Fiesta de los Fieles Difuntos

Mt 25, 31-46

Autor: Padre Antonio Díaz Tortajada

 

 

Is 25, 6a.7-9
Salmo 24
Rm 8, 14-23
Mt 25, 31-46

1.- La fe cristiana es fe en Jesucristo muerto y resucitado. La autenticidad de la creencia en el Dios de la salvación manifestado por Jesucristo pasa por la “experiencia” interior del miedo a la muerte. Sólo quien ha asumido vitalmente el riesgo inesquivable del morir en alguna fecha puede desear la salvación del Dios de Jesucristo y, en un gesto de audacia --que se llama fe--, confiar en sus promesas salvadoras.
La salvación de Dios es, antes que nada, liberación de la caducidad del sepulcro, y el poder de Dios se afirma como sobre todo poder porque es capaz de liberar al hombre de la ruina definitiva de la muerte. Dios, según las Escrituras, no es Dios de muertos, sino de vivientes, y su salvación consiste, sobre todo, en afirmar la vida del hombre, por encima del poder de la muerte.
Los modos de este vivir más allá del aguijón de la muerte se nos esfuman en teorías y divagaciones y de ellos podemos saber, a lo sumo, cómo no serán; pero este extremo es, sin duda, de muy menor entidad en comparación al núcleo de nuestros deseos consistentes en perpetuar nuestra existencia personal cuando sobre el haya caído ya el telón de la muerte.
Creer en el Dios de la salvación, que se nos manifiesta en el Resucitado, es confiar y esperar en que, por el poder salvador de Dios, seguiremos viviendo.
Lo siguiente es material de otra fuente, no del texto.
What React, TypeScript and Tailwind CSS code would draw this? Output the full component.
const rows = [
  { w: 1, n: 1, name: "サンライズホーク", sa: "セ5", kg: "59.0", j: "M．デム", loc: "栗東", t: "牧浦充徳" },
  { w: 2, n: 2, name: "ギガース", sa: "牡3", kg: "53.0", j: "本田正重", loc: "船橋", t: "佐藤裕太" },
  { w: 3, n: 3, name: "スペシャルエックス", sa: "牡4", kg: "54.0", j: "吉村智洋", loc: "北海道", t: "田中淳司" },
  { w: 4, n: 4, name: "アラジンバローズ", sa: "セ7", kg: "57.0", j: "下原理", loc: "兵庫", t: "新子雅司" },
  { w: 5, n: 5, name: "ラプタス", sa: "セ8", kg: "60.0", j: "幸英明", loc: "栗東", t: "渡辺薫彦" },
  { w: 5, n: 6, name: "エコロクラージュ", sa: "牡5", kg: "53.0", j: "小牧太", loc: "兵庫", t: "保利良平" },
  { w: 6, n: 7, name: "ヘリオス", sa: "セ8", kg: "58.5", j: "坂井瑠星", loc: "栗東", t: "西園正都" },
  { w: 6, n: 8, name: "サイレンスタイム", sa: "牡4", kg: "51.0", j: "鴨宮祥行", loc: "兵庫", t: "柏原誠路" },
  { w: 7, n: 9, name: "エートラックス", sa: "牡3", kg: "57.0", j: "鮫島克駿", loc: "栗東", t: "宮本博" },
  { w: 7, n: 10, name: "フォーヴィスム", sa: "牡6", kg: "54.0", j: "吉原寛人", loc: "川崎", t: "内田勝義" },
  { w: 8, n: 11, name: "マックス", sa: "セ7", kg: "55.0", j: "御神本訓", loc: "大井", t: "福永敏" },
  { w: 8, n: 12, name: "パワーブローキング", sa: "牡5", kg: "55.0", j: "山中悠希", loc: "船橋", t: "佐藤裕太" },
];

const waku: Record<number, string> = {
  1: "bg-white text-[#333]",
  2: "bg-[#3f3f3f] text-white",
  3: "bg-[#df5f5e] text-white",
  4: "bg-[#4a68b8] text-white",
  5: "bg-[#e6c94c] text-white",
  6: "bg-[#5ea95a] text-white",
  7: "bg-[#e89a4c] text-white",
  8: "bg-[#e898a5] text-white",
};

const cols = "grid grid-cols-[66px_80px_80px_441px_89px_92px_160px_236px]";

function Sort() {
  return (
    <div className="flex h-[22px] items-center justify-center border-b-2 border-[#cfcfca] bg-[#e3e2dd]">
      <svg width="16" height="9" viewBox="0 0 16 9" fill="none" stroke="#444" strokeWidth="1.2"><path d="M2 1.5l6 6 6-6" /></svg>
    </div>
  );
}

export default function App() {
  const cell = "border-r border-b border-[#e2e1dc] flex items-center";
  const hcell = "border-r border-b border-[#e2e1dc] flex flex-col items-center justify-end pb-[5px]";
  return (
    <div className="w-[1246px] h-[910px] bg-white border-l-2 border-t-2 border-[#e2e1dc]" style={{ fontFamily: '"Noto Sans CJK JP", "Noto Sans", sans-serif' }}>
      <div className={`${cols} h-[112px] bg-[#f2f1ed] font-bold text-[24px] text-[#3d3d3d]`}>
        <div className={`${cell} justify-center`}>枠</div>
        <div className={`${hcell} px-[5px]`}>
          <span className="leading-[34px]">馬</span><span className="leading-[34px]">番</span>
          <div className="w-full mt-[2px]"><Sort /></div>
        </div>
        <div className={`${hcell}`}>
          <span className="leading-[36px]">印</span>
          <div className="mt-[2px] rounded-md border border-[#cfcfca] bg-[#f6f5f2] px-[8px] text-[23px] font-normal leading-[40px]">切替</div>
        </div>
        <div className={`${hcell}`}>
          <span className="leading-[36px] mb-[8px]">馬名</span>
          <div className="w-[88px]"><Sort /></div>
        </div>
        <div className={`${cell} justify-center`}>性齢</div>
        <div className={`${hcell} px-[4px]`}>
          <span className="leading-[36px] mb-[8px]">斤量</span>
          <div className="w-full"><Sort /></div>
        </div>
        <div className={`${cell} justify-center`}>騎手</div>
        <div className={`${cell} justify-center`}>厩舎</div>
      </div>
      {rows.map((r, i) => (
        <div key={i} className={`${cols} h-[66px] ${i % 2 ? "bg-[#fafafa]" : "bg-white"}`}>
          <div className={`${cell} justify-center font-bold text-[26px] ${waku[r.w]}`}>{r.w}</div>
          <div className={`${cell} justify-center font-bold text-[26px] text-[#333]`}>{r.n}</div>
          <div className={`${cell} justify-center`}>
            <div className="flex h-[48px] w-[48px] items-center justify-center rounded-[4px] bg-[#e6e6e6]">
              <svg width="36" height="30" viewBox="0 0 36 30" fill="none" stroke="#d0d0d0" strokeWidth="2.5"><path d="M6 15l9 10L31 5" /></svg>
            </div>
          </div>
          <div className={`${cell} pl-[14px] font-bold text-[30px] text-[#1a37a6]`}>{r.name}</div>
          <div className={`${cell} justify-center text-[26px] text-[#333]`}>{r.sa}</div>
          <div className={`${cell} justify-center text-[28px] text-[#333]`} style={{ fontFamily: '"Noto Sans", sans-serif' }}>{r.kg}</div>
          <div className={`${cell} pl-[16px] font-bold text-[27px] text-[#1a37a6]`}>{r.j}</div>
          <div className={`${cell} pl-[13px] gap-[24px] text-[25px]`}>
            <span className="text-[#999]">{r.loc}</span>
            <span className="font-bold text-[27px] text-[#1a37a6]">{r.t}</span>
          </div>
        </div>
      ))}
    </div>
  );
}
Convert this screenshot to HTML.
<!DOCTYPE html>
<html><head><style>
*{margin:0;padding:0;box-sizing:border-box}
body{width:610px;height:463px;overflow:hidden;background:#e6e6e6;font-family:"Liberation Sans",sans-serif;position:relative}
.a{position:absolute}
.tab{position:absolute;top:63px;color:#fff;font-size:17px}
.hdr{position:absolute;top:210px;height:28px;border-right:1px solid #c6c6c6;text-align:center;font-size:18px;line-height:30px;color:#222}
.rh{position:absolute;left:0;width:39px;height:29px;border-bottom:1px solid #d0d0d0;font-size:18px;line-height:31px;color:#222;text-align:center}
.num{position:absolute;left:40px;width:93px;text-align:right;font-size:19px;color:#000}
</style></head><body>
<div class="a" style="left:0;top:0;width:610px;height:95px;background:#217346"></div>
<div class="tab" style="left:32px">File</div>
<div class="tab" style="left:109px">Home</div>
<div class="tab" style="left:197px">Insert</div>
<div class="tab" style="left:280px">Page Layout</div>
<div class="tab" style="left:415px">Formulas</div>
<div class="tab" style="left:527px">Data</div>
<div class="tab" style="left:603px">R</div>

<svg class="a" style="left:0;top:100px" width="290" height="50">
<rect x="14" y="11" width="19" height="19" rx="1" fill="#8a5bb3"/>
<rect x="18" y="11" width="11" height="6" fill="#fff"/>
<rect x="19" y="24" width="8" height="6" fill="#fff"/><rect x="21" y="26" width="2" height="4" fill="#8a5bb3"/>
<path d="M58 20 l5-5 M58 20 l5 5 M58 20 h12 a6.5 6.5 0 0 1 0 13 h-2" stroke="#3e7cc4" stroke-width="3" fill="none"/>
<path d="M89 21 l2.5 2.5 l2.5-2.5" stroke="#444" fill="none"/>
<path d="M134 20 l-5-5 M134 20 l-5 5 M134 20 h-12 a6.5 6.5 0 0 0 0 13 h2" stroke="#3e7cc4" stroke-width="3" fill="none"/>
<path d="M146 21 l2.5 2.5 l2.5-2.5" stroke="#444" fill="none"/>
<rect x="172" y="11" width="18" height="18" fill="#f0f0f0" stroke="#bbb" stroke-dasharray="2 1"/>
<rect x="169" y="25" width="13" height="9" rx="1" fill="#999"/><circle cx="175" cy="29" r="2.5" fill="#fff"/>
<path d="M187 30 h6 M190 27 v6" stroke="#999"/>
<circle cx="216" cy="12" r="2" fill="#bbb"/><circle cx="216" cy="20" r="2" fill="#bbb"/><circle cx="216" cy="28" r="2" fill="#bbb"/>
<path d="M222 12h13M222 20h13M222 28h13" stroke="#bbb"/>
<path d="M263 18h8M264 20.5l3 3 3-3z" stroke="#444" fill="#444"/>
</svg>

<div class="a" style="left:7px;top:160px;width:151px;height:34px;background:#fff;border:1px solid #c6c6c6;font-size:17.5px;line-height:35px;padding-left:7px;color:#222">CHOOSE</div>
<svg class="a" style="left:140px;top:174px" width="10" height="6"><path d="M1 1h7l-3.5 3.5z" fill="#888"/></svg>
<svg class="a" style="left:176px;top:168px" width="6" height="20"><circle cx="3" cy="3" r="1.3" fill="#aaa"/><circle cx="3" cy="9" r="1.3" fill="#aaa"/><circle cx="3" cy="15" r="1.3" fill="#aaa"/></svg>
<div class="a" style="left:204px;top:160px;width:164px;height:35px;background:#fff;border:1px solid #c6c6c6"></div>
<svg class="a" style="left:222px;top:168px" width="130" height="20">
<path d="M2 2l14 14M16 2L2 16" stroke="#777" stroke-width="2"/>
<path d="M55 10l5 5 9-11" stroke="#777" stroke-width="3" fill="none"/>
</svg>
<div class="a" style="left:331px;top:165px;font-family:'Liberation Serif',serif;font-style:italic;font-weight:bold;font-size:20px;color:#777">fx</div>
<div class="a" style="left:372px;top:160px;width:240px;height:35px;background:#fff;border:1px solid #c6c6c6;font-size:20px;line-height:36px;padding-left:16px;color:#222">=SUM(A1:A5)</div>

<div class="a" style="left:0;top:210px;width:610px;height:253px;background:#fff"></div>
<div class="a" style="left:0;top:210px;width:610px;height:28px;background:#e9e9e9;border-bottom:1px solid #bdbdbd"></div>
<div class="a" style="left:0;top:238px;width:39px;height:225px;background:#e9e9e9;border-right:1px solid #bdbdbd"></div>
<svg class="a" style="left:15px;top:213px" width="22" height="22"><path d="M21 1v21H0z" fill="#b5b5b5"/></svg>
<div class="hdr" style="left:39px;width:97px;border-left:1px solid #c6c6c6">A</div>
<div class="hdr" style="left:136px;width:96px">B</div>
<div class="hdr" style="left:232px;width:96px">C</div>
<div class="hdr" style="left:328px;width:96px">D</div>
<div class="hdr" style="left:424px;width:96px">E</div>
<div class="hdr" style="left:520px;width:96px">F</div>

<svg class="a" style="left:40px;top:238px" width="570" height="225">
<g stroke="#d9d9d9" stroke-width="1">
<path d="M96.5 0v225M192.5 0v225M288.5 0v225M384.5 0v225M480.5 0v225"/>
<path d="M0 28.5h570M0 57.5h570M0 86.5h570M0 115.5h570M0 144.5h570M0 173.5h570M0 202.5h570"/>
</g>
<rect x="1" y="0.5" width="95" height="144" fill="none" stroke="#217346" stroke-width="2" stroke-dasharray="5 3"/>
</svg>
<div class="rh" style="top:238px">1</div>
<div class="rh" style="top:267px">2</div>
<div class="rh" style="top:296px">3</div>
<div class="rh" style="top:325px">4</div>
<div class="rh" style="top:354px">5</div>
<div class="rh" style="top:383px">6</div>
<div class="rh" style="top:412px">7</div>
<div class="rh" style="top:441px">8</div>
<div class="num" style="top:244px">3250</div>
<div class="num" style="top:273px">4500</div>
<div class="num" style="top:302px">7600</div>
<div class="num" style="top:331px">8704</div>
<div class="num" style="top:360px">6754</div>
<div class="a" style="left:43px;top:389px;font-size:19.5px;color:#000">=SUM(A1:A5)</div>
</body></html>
2.- Para esta etapa de espera, de esperanzas y confianza en la salvación de Dios se requiere el amor a la vida. ¿Cómo confiarse en Dios y esperar en su salvación si la vida no nos fuera experimentada y asumida como el centro de nuestras advertencias, el mimo de de nuestras solicitudes y preocupaciones, el núcleo de nuestra persona definición?
Quien no ama a la vida --y por ello huye de la muerte-- se incapacita para amar, y esperar, y confiar en la salvación de Dios. El creyente en el Dios de la salvación afirma con todos los demás hombres, el derecho a amar la vida y a gozar de la existencia; pero, junto a esta afirmación de un derecho, el creyente se sabe urgido por un deber: el de amar la vida y odiar la muerte. Por hombres, un derecho a existir; por creyentes, una obligación de vivir a manos llenas, a pleno pulmón, a total utilización de la vida.

3.- A partir de este amor apasionado por la vida surge para el creyente el deber de respetarla en sí mismo y en los demás; la obligación de no atentar contra la vida en ninguna de sus etapas y de sus expresiones humanas; la responsabilidad de procurar a los vivientes un marco en que su vida pueda realizarse en la afirmación de su dignidad, de su libertad, de su justicia, de su igualdad, de sus derechos fundamentales y de sus obligaciones para con los otros hombres y la sociedad de los hombres. Así, el amor a la vida y la esperanza puesta en el Dios de la vida, acaba por traducirse en ética y ciudadanía, en responsabilidad social y en empeños temporales comprometidos en favor de la vida humana y de su dignidad y sus derechos.
Se entiende mal que, por ello, que haya creyentes en el Dios que es capaz de salvarme y que, sin embargo, menosprecian la vida propia y la vida de los demás causando la muerte en sí mismo y a su alrededor por los mil medios que el hombre tiene a su alcance para atentare contra la vida y que, en definitiva, pueden ser comprendidos bajo la denominación de pecado, en la esfera más personal y particular o en la esfera social, política y económica.
Para las Escrituras, en la muerte se resume y expresa el pecado humano por lo que el morir entraña de división; en la vida, por el contrario, y en el amor a la vida se manifiesta la fraternidad, la solidaridad, la comunión con uno mismo y con los demás hombres. Teme a la muerte, por encima y más allá del mero instinto de conservación, quien no se permite atentar contra la dignidad y felicidad de los otros hombres.
Ama a la vida y autentifica su esperanza en la salvación de Dios, quien respeta a la vida, quien la honra y dignifica, quien la protege y defiende, quien abunda en comunión con los demás a los que, por vivir y estar llamados a vivir sin fin en Dios, considera hermanos.

4.- Hoy rezamos por los difuntos. La muerte no liquida a la persona. Es el tránsito para encontrarnos cara a cara con Dios. Ellos participan en plenitud de la salvación traída por Cristo y a través de Cristo. Él es el único camino que de verdad puede alcanzar el encuentro con Dios Padre de nuestros seres queridos.